İnat etmek diretmek değildir, direnmektir.
Kararlılıktır.
Süregelen mücadeledir, var olmanın bir gereğidir.

Memleket için ayakta durup bir ağaç gibi, orman oluncaya kadar dik durmaktır. Üzerine vazife olmayan şeyleri de giyinip renklerimizi saklamamaktır. Yaratmakta ısrar etmektir. İddialı olmak değil illa, ısrarcı olmaktır.
Birliktir inat, beraberlik değil. Bir olanın beraber olmaya ihtiyacı yoktur. İnat budur.
Sıradanlık değil, sıranın dışında olmaktır. Kalabalıklar sessizken çığlık atmaktır, bütün gözlere çarpsın, bütün kalpler bir arada çarpsın diye.
Gerçeğin peşinde olmaktır inat, hakikate duyulan kara bir sevda değil, platonik bir aşk değil, onunla yaşayıp onunla nefes almaktır.

‘Bana deli diyorlar, desinler madem’ demektir.
‘Bu yol çıkmaz’ dendiğinde çıkacak bir yol bulmaktır.
Zihinlere kazınmak, gönüllere yerleşmektir inat.

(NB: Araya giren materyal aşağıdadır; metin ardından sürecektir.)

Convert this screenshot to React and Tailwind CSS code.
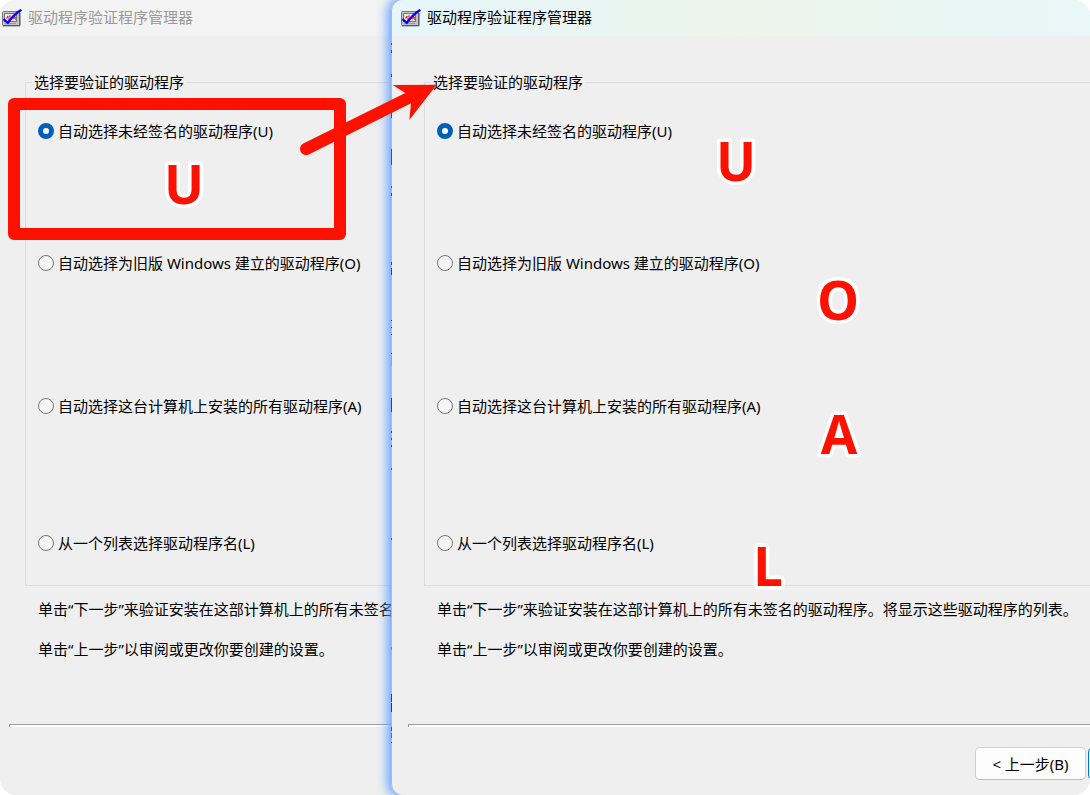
import React, { useId, useState } from 'react';
import clsx from 'clsx';

const options = [
  { id: 'U', label: '自动选择未经签名的驱动程序(U)', height: 'h-[132px]' },
  { id: 'O', label: '自动选择为旧版 Windows 建立的驱动程序(O)', height: 'h-[143px]' },
  { id: 'A', label: '自动选择这台计算机上安装的所有驱动程序(A)', height: 'h-[137px]' },
  { id: 'L', label: '从一个列表选择驱动程序名(L)', height: 'h-[54px]' },
];

const keyMarks = [
  { letter: 'U', place: 'left-[156px] top-[157px]' },
  { letter: 'U', place: 'left-[708px] top-[134px]' },
  { letter: 'O', place: 'left-[810px] top-[273px]' },
  { letter: 'A', place: 'left-[811px] top-[407px]' },
  { letter: 'L', place: 'left-[740px] top-[539px]' },
];

// slivers of the text behind that show along the edge of the front window: [y, height, colour]
const slivers = [
  [43, 2, '#5b4d4d'], [50, 3, '#444c66'], [74, 3, '#444c66'], [113, 5, '#3d4a75'],
  [149, 8, '#37558c'], [157, 8, '#5c4a66'], [186, 2, '#555'], [193, 3, '#444c66'],
  [262, 3, '#444c66'], [268, 7, '#3a4468'], [320, 1, '#333'], [327, 1, '#333'],
  [334, 1, '#333'], [353, 1, '#333'], [356, 10, '#b0a08c'], [398, 14, '#2f4585'],
  [431, 2, '#444c66'], [438, 2, '#444c66'], [445, 2, '#444c66'], [468, 2, '#7a4d4d'],
  [538, 2, '#7a4d4d'], [647, 3, '#b08060'], [694, 8, '#37446c'], [703, 9, '#2d3a66'],
  [727, 4, '#5c4a66'], [733, 5, '#8a6a50'], [742, 1, '#333'],
];

function AppIcon() {
  return (
    <svg className="mt-[2px] h-[18px] w-5 shrink-0" viewBox="0 0 20 18" aria-hidden="true">
      <rect x="0.5" y="2.5" width="17" height="14" rx="1" fill="#c4c4c4" stroke="#777" />
      <path d="M1 16.8h17V4" fill="none" stroke="#4c4c4c" strokeWidth="1" />
      <rect x="2.5" y="4.5" width="12" height="8" fill="#e6e6ea" stroke="#777" />
      <path d="M4 9h1.5V7M7 12V7h2M9 8v3M11 10l3-2M12 7l2 4" fill="none" stroke="#f02030" strokeWidth="1" />
      <path d="M3 14.5h11" stroke="#9a9a9a" strokeWidth="1" />
      <path d="M1.5 10.2 5.8 13.8C9 9.5 13.5 4.5 19.4 0.8" fill="none" stroke="#0a00ff" strokeWidth="2.4" />
    </svg>
  );
}

function VerifierWindow({ className, titleClass, inset }) {
  const group = useId();
  const [selected, setSelected] = useState('U');

  return (
    <section className={clsx('overflow-hidden bg-[#efefef]', className)}>
      <header className={clsx('h-9', titleClass)}>
        <div className={clsx('flex h-[34px] items-center', inset)}>
          <div className="flex items-center gap-[6px] pl-[2px]">
            <AppIcon />
            <h1 className="leading-6">驱动程序验证程序管理器</h1>
          </div>
        </div>
      </header>

      <div className={clsx('pt-[34px]', inset)}>
        <fieldset className="ml-[25px] min-w-0 border border-r-0 border-[#dcdcdc] pl-3">
          <legend className="-ml-[6px] px-[2px] leading-6">选择要验证的驱动程序</legend>
          <div className="pt-[25px]">
            {options.map((option) => (
              <div key={option.id} className={option.height}>
                <label className="inline-flex h-6 items-center gap-1">
                  <input
                    type="radio"
                    name={group}
                    checked={selected === option.id}
                    onChange={() => setSelected(option.id)}
                    className="h-4 w-4 shrink-0 appearance-none rounded-full border border-[#757575] bg-[#f5f5f5] checked:border-5 checked:border-[#005fb8] checked:bg-white"
                  />
                  <span>{option.label}</span>
                </label>
              </div>
            ))}
          </div>
        </fieldset>

        <div className="ml-[38px] mt-[11px] flex flex-col gap-4 leading-6">
          <p>单击“下一步”来验证安装在这部计算机上的所有未签名的驱动程序。将显示这些驱动程序的列表。</p>
          <p>单击“上一步”以审阅或更改你要创建的设置。</p>
        </div>

        <hr className="ml-[9px] mt-[63px] h-[3px] border-0 border-l border-t border-[#a0a0a0] bg-white" />
      </div>
    </section>
  );
}

function WizardButtons() {
  return (
    <div className="absolute bottom-[15px] right-0 flex gap-[2px] overflow-hidden">
      <button className="h-[33px] w-[111px] rounded-[5px] border border-[#d0d0d0] border-b-[#bcbcbc] bg-[#fdfdfd] leading-6">
        &lt; 上一步(B)
      </button>
      <button
        aria-label="下一步"
        className="-mr-[109px] h-[33px] w-[111px] rounded-[5px] border border-[#0078d4] bg-[#e0eef9]"
      ></button>
    </div>
  );
}

function KeyMark({ letter, place }) {
  return (
    <svg className={clsx('pointer-events-none absolute h-14 w-14 overflow-visible', place)} viewBox="0 0 56 56">
      <text
        x="28"
        y="47"
        textAnchor="middle"
        fill="#ff1100"
        stroke="#fff"
        strokeWidth="7"
        strokeLinejoin="round"
        paintOrder="stroke"
        className="font-['Open_Sans',sans-serif] text-[53px] font-bold"
      >
        {letter}
      </text>
    </svg>
  );
}

function App() {
  return (
    <div className="bg-white">
      <main className="relative flex min-h-screen overflow-hidden whitespace-nowrap rounded-2xl bg-white font-['Noto_Sans','Noto_Sans_CJK_SC',sans-serif] text-[15px] text-black">
        <VerifierWindow className="w-[411px] shrink-0" titleClass="bg-[#f3f3f3] text-[#999]" inset="pl-0" />

        <div className="relative -ml-5 flex min-w-0 flex-1 rounded-xl shadow-[0_0_12px_3px_#5a9cff]">
          <VerifierWindow
            className="min-w-0 flex-1 rounded-xl border-l border-[#b4b8c0]"
            titleClass="bg-linear-to-r from-[#e6f6fb] via-[#ecf5ec] to-[#e8f7f8]"
            inset="pl-[7px]"
          />
          <WizardButtons />
          <svg className="absolute left-0 top-0 h-[795px] w-px" viewBox="0 0 1 795" aria-hidden="true">
            {slivers.map(([y, height, fill]) => (
              <rect key={y} y={y} width="1" height={height} fill={fill} />
            ))}
          </svg>
        </div>

        {/* hand-made marks over both windows */}
        <div className="pointer-events-none absolute left-2 top-[98px] h-[142px] w-[338px] rounded-md border-12 border-[#ff1100]"></div>
        <svg
          className="pointer-events-none absolute left-[296px] top-20 h-20 w-[146px]"
          viewBox="296 80 146 80"
          aria-hidden="true"
        >
          <path
            d="M303.3 143.6 405.3 93 392.7 85 436.7 84.7 409.3 120 411 103.3 308.7 154.4A6 6 0 0 1 303.3 143.6Z"
            fill="#ff1100"
          />
        </svg>
        {keyMarks.map((mark) => (
          <KeyMark key={mark.place} letter={mark.letter} place={mark.place} />
        ))}
      </main>
    </div>
  );
}

export default App;
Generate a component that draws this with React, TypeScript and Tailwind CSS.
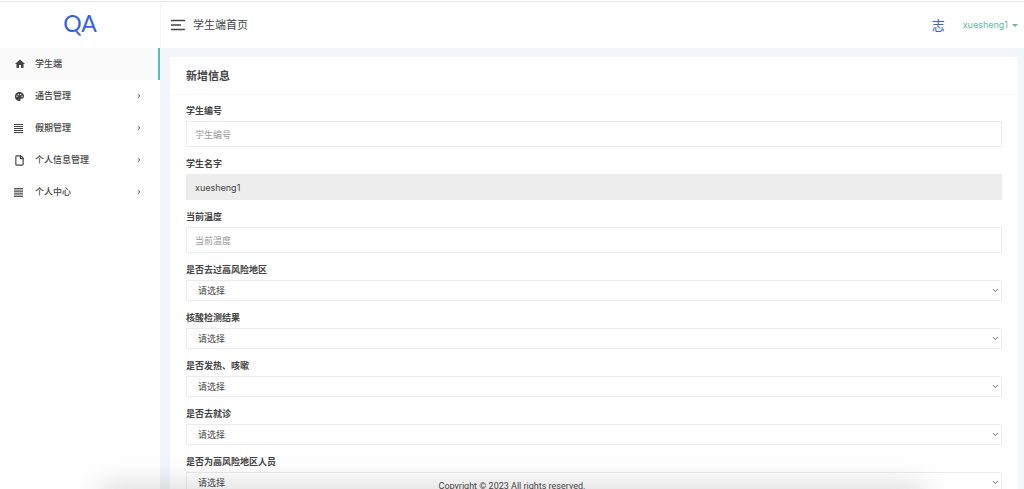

Girdiğin yol önüne ne çıkartırsa çıkartsın başında neysen, sonunda da o olmaktır inat etmek.
İnat etmek inanmaktır. Dayatmak değildir. Sana dayatılanlara karşı bir dayanak noktası bulup dünyayı yerinden oynatmaktır.

Sen kimsin dediklerinde ‘ben geleceğim’ demektir inat etmek. Senin, çocukların, gençlerin, kadınların, ağaçların, bizim geleceğimiz, memleketin geleceği.
İnat korkmamaktır. Cesaretli olanların ve cesaretin ilk adımının korku olduğunu da bilenlerin buluşma noktasıdır. Birbirine dayanmaktır, omuz vermektir…

İnat bir kere başladı mı, işte o zaman kilometre taşıdır. Adım adım, bazen koşar adım bir yolculuktur, o yolculuğun sefer tasıdır…
İnat bir çizgi üzerinde ilerleme azmidir. İrade göstermektir.
Gerekirse beklemektir, utandırmaktır bekleneni.
Bir yağmur damlasına ilham olmaktır inat, sabırla düşsün yeryüzüne ve onun gibi saf olan her şeyi beraberinde gelmeye ikna etsin diye.

Bizler de bu inatı beraber büyütüp yaşatmak adına İnat Dergiyi kaleme aldık.
Sıralarımızdan kurduğumuz hayalleri ve umutları sizlerle paylaştık.
İki aylık gençlik dergimiz İnat ve İnat Blog olarak her yerde inadımızı göstermeye devam edeceğiz.